Update: @dmitrynovik implemented the following change, and it seems to have solved the problem:
static async Task SimulateProcessRestart()
{
var bus = Bus.Factory.CreateUsingRabbitMq(sbc =>
{
sbc.Host(new Uri("rabbitmq://localhost"), h => {});
// Override bus endpoint queue name (create unique logical name per process name+machine)

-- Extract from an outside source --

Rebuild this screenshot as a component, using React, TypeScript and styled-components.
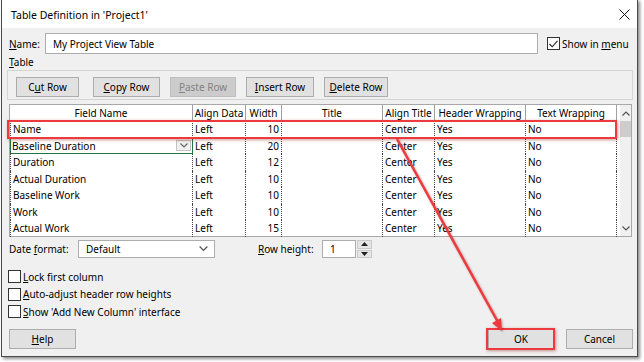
import React from "react"
import styled, { createGlobalStyle } from "styled-components"

const GlobalStyle = createGlobalStyle`
  html, body {
    margin: 0;
    padding: 0;
    background: #ffffff;
  }
  body {
    width: 644px;
    height: 362px;
    overflow: hidden;
    font-family: "Noto Sans", sans-serif;
    font-size: 10px;
    color: #000;
  }
  * { box-sizing: border-box; }
`

const Dialog = styled.div`
  position: relative;
  margin: -1px 0 0 1px;
  width: 637px;
  height: 358px;
  border: 1px solid #4a4a4a;
  box-shadow: 2px 2px 3px rgba(0, 0, 0, 0.45);
  background: #f0f0f0;
  display: flex;
  flex-direction: column;
`

const TitleBar = styled.div`
  height: 28px;
  background: #ffffff;
  display: flex;
  align-items: center;
  justify-content: space-between;
  padding: 1px 7px 0 9px;
  font-size: 10.5px;
`

const Body = styled.div`
  display: flex;
  flex-direction: column;
  padding: 0 4px 0 6px;
`

const Row = styled.div<{ $top?: number; $h?: number }>`
  display: flex;
  align-items: center;
  margin-top: ${(p) => p.$top ?? 0}px;
  height: ${(p) => p.$h ?? 18}px;
`

const Label = styled.span<{ $w?: number; $left?: number }>`
  display: inline-block;
  width: ${(p) => (p.$w ? `${p.$w}px` : "auto")};
  margin-left: ${(p) => p.$left ?? 0}px;
  padding-left: 1px;
  flex-shrink: 0;
  white-space: nowrap;
`

const CheckLabel = styled.label`
  display: flex;
  align-items: center;
  margin-left: 9px;
  white-space: nowrap;
`

const TextBox = styled.div<{ $w: number }>`
  width: ${(p) => p.$w}px;
  height: 100%;
  background: #fff;
  border: 1px solid #adadad;
  display: flex;
  align-items: center;
  padding-left: 7px;
  position: relative;
`

const ComboBox = styled(TextBox)`
  justify-content: space-between;
  padding-right: 6px;
`

const CheckBox = styled.span`
  display: inline-flex;
  align-items: center;
  justify-content: center;
  width: 13px;
  height: 13px;
  border: 1px solid #333;
  background: #fff;
  margin-right: 2px;
  flex-shrink: 0;
`

const GroupBox = styled.div`
  margin-left: -1px;
  height: 30px;
  border: 1px solid #d5d5d5;
  display: flex;
  gap: 10px;
  padding: 6px 0 0 8px;
`

const Button = styled.div<{ $w: number; $disabled?: boolean; $extra?: number; $left?: number }>`
  width: ${(p) => p.$w}px;
  height: 20px;
  margin-right: ${(p) => p.$extra ?? 0}px;
  margin-left: ${(p) => p.$left ?? 0}px;
  background: ${(p) => (p.$disabled ? "#cccccc" : "#e1e1e1")};
  border: 1px solid ${(p) => (p.$disabled ? "#bfbfbf" : "#adadad")};
  color: ${(p) => (p.$disabled ? "#838383" : "#000")};
  display: flex;
  align-items: center;
  justify-content: center;
  white-space: nowrap;
  flex-shrink: 0;
`

const GridWrap = styled.div`
  margin: 4px 0 0 1px;
  width: 623px;
  height: 133px;
  border: 1px solid #a8a8a8;
  background: #fff;
  display: flex;
`

const Grid = styled.div`
  display: grid;
  grid-template-columns: 183px 53px 36px 101px 52px 91px 91px;
  grid-auto-rows: 16.5px;
  grid-template-rows: 16px;
  align-content: start;
`

const HeadCell = styled.div`
  border-right: 1px solid #a0a0a0;
  display: flex;
  align-items: center;
  justify-content: center;
  white-space: nowrap;
  overflow: hidden;
`

const Cell = styled.div<{ $right?: boolean; $first?: boolean }>`
  border-right: 1px dotted #444;
  border-left: ${(p) => (p.$first ? "1px dotted #444" : "none")};
  display: flex;
  align-items: center;
  justify-content: ${(p) => (p.$right ? "flex-end" : "flex-start")};
  padding: ${(p) => (p.$right ? "0 2px 0 0" : "0 0 0 2px")};
  white-space: nowrap;
  position: relative;
`

const EditCell = styled(Cell)`
  border: 1px solid #217346;
  padding-left: 1px;
  justify-content: space-between;
`

const CellDrop = styled.span`
  width: 15px;
  height: 11px;
  margin-right: 1px;
  background: #f0f0f0;
  border: 1px solid #c4c4c4;
  display: flex;
  align-items: center;
  justify-content: center;
`

const ScrollBar = styled.div`
  margin-left: 3px;
  width: 15px;
  height: 100%;
  background: #f0f0f0;
  display: flex;
  flex-direction: column;
  align-items: center;
`

const ScrollArrow = styled.div`
  height: 16px;
  width: 100%;
  display: flex;
  align-items: center;
  justify-content: center;
`

const Thumb = styled.div`
  width: 100%;
  height: 16px;
  background: #cdcdcd;
`

const Spin = styled.div`
  width: 15px;
  height: 18px;
  margin-left: 1px;
  display: flex;
  flex-direction: column;
  gap: 1px;
`

const SpinBtn = styled.div`
  flex: 1;
  background: #e5e5e5;
  border: 1px solid #c9c9c9;
  display: flex;
  align-items: center;
  justify-content: center;
`

const Footer = styled.div`
  display: flex;
  align-items: center;
  margin-top: 8px;
  padding-left: 1px;
`

const Spacer = styled.div`
  flex: 1;
`

const RedBox = styled.div<{ $x: number; $y: number; $w: number; $h: number }>`
  position: absolute;
  left: ${(p) => p.$x}px;
  top: ${(p) => p.$y}px;
  width: ${(p) => p.$w}px;
  height: ${(p) => p.$h}px;
  border: 2px solid #ec3a3f;
  box-shadow: 1px 1px 3px rgba(150, 30, 30, 0.45);
  pointer-events: none;
`

const ArrowLayer = styled.svg`
  position: absolute;
  left: 0;
  top: 0;
  pointer-events: none;
  filter: drop-shadow(1px 1px 1px rgba(120, 20, 20, 0.4));
`

const Chevron = ({ up = false, size = 8, color = "#444" }: { up?: boolean; size?: number; color?: string }) => (
  <svg width={size} height={size / 2 + 1} viewBox="0 0 8 5">
    <polyline
      points={up ? "0.5,4.5 4,1 7.5,4.5" : "0.5,0.5 4,4 7.5,0.5"}
      fill="none"
      stroke={color}
      strokeWidth="1.2"
    />
  </svg>
)

const Tri = ({ up = false }: { up?: boolean }) => (
  <svg width="7" height="4" viewBox="0 0 7 4">
    <polygon points={up ? "0,4 3.5,0 7,4" : "0,0 3.5,4 7,0"} fill="#222" />
  </svg>
)

const rows = [
  ["Name", "Left", "10", "", "Center", "Yes", "No"],
  ["Baseline Duration", "Left", "20", "", "Center", "Yes", "No"],
  ["Duration", "Left", "12", "", "Center", "Yes", "No"],
  ["Actual Duration", "Left", "10", "", "Center", "Yes", "No"],
  ["Baseline Work", "Left", "10", "", "Center", "Yes", "No"],
  ["Work", "Left", "10", "", "Center", "Yes", "No"],
  ["Actual Work", "Left", "15", "", "Center", "Yes", "No"],
]

const headers = ["Field Name", "Align Data", "Width", "Title", "Align Title", "Header Wrapping", "Text Wrapping"]

export default function App() {
  return (
    <>
      <GlobalStyle />
      <Dialog>
        <TitleBar>
          <span>Table Definition in 'Project1'</span>
          <svg width="11" height="11" viewBox="0 0 11 11">
            <path d="M0.5 0.5 L10.5 10.5 M10.5 0.5 L0.5 10.5" stroke="#111" strokeWidth="1" />
          </svg>
        </TitleBar>
        <Body>
          <Row $top={5} $h={21}>
            <Label $w={37}>
              <u>N</u>ame:
            </Label>
            <TextBox $w={493}>My Project View Table</TextBox>
            <CheckLabel>
              <CheckBox>
                <svg width="9" height="8" viewBox="0 0 9 8">
                  <polyline points="0.5,4 3.2,6.8 8.5,0.8" fill="none" stroke="#222" strokeWidth="1.1" />
                </svg>
              </CheckBox>
              <span>
                Show in <u>m</u>enu
              </span>
            </CheckLabel>
          </Row>
          <Row $h={16}>
            <Label>
              <u>T</u>able
            </Label>
          </Row>
          <GroupBox>
            <Button $w={63} $extra={4}>
              <span>
                C<u>u</u>t Row
              </span>
            </Button>
            <Button $w={67}>
              <span>
                <u>C</u>opy Row
              </span>
            </Button>
            <Button $w={66} $disabled>
              <span>
                <u>P</u>aste Row
              </span>
            </Button>
            <Button $w={68}>
              <span>
                <u>I</u>nsert Row
              </span>
            </Button>
            <Button $w={64}>
              <span>
                <u>D</u>elete Row
              </span>
            </Button>
          </GroupBox>
          <GridWrap>
            <Grid>
              {headers.map((h) => (
                <HeadCell key={h}>{h}</HeadCell>
              ))}
              {rows.map((r, i) =>
                r.map((v, j) => {
                  if (i === 1 && j === 0)
                    return (
                      <EditCell key={`${i}-${j}`}>
                        {v}
                        <CellDrop>
                          <Chevron size={8} color="#666" />
                        </CellDrop>
                      </EditCell>
                    )
                  return (
                    <Cell key={`${i}-${j}`} $right={j === 2} $first={j === 0}>
                      {v}
                    </Cell>
                  )
                })
              )}
            </Grid>
            <ScrollBar>
              <ScrollArrow>
                <Chevron up size={8} color="#555" />
              </ScrollArrow>
              <Thumb />
              <Spacer />
              <ScrollArrow>
                <Chevron size={8} color="#555" />
              </ScrollArrow>
            </ScrollBar>
          </GridWrap>
          <Row $top={3} $h={18}>
            <Label $w={70}>
              Date <u>f</u>ormat:
            </Label>
            <ComboBox $w={137}>
              <span>Default</span>
              <Chevron size={9} color="#555" />
            </ComboBox>
            <Label $w={65} $left={42}>
              <u>R</u>ow height:
            </Label>
            <TextBox $w={34}>1</TextBox>
            <Spin>
              <SpinBtn>
                <Tri up />
              </SpinBtn>
              <SpinBtn>
                <Tri />
              </SpinBtn>
            </Spin>
          </Row>
          <Row $top={10} $h={17.5}>
            <CheckBox />
            <span>
              <u>L</u>ock first column
            </span>
          </Row>
          <Row $h={17.5}>
            <CheckBox />
            <span>
              <u>A</u>uto-adjust header row heights
            </span>
          </Row>
          <Row $h={17.5}>
            <CheckBox />
            <span>
              <u>S</u>how 'Add New Column' interface
            </span>
          </Row>
          <Footer>
            <Button $w={67}>
              <span>
                <u>H</u>elp
              </span>
            </Button>
            <Spacer />
            <Button $w={66}>OK</Button>
            <Button $w={67} $left={12}>
              Cancel
            </Button>
          </Footer>
        </Body>
        <RedBox $x={5} $y={120} $w={610} $h={19} />
        <RedBox $x={484} $y={328} $w={69} $h={22} />
        <ArrowLayer width="635" height="356" viewBox="0 0 635 356">
          <line x1="395" y1="139" x2="497" y2="324" stroke="#ec3a3f" strokeWidth="2.5" />
          <polygon points="500,331 499,318 490,323" fill="#ec3a3f" />
        </ArrowLayer>
      </Dialog>
    </>
  )
}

sbc.OverrideDefaultBusEndpointQueueName($"{typeof(Program).FullName}-{Environment.MachineName}");
});
await bus.StartAsync();
}
Are we on the right track by using sbc.OverrideDefaultBusEndpointQueueName
?
Yeah, that would reduce the churn and use a consistent name for each machine, instead of creating a new unique one for every process invocation. Just need to make sure the process isn't running multiple times on the same box, since both instances would end up using the same queue.
Excellent. Yes, we have mechanisms in place to prevent multiple instances running for the same Kiosk. This solves our issue. Thanks for the help.
I need to change it so that temporary response endpoints are not cached. And also don’t setup topology.
I need to change it so that temporary response endpoints are not cached. And also don’t setup topology.
Hi @phatboyg , Could you please elaborate more on the forthcoming change?
The reason I'm asking is that even after having the predefined RabbitMQ queue names, our channel leak problem has not been solved.
If you have a set list of queue names, and you are still seeing channel leaks, I don't think it's MassTransit. IF you have dotTrace, and can do a memory profile, you should be able to see what is holding on to references of those send endpoints.